At the hearing, I was informed that the first plaintiff Erinesti Babumba had died in 1987 leaving only two plaintiffs. Hearing therefore proceeded with only two plaintiffs, Edward Bamujje, 2nd plaintiff, gave evidence as PW1. In his evidence Bamujje told court that at a meeting which was held after the death of the deceased, by elders and the children of the deceased, Erinesti Babumba, Keti Namyalo and himself were selected to apply for Letters of Administration to Administer the Estate of the deceased Erifasi Kizito according to law. That an earlier such meeting had appointed him a customary heir of the deceased. That following the authorization by that meeting they approached the office of the Administrator General which gave them a letter of No abjection dated 19/6/86. That armed with that letter of No objection, they petitioned for grant of Letters of Administration to enable them Administer the Estate of the late Erifasi Kizito according to law.
That the deceased was not married to any woman customarily or otherwise but that he was survived by nine children whom he got from six different women friends. That the defendant was one of those six women friends of the deceased and had mothered two children Kitengeza and Nabibubu Florence. That the defendant never stayed together with the deceased. That she stays at Bugerere. Bamujje further testified that a lady called Dorothy Nabazziwa also mothered three children for the deceased but that he never lived together with her. Keti Namyalo PW2 corroborated the evidence of Bamujje (PW1) in all material particulars.
From the above evidence Mr. Balikuddembe counsel for the Plaintiffs prayed that the defendant’s caveat be removed and the Letters of Administration granted to the two surviving plaintiffs to administer the Estate of the deceased Erifasi Kizito. That there should be no order as to cost.
Under section 6 of the Administrator General Act no grant of Letters of Administration shall be made to any person except an executor appointed by will or to a widower or a widow until the applicant has produced to the court proof that the Administrator General or its agent has declined to administer the Estate or proof that Notice of at least 14 clear days has been given to the Administrator General of intention to apply for such grant.

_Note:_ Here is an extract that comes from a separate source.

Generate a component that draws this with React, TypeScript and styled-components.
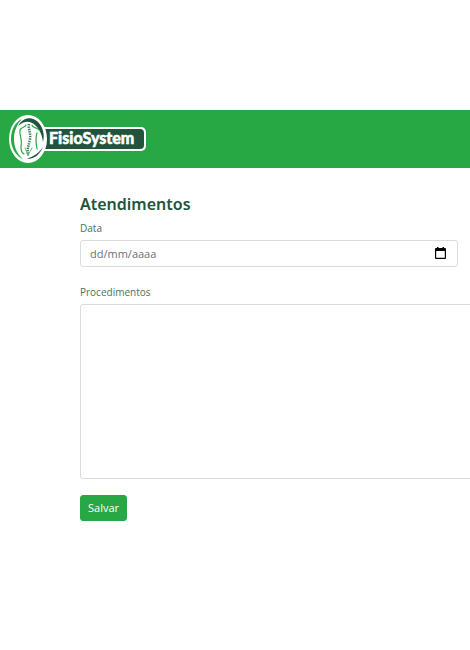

In the instant case, there is sufficient evidence that the Administrator General has declined to administer the Estate of this deceased. The Letter of No objection issued to the Plaintiffs from that office on 19/6/86 is evidence of that decline. It is on the court record.
It is the law that when considering grant of Letters of Administration, the widower or widow of the deceased takes precedence over all other relatives of the deceased. This is covered under section 6 of the Administrator General’s Act.
In the instant case, there is contention for grant of Letters of Administration between the plaintiffs and the defendant who claims to be the widow of the deceased. Under the provision of the above section of the Administrator General’s Act, the defendant should take precedence over the plaintiffs in consideration for this grant if only it can be shown that she is infact a widow of the deceased. Unfortunately no evidence was adduced to show that she was married to the deceased either customarily or at all or that she was cohabitating with the deceased at the time of his death. Having a child or children by the deceased is not enough to confer on the women widowhood. In the absence of the above type of evidence, the defendant’s issue of widowhood is not proved. In the circumstances her claim must fail. Consequently the caveat which she had lodged against the plaintiffs’ application must be removed and the Letters of Administration granted to the two surviving Plaintiffs. Judgment is therefore given to the Plaintiffs in those terms. No order is made as to costs of this suit.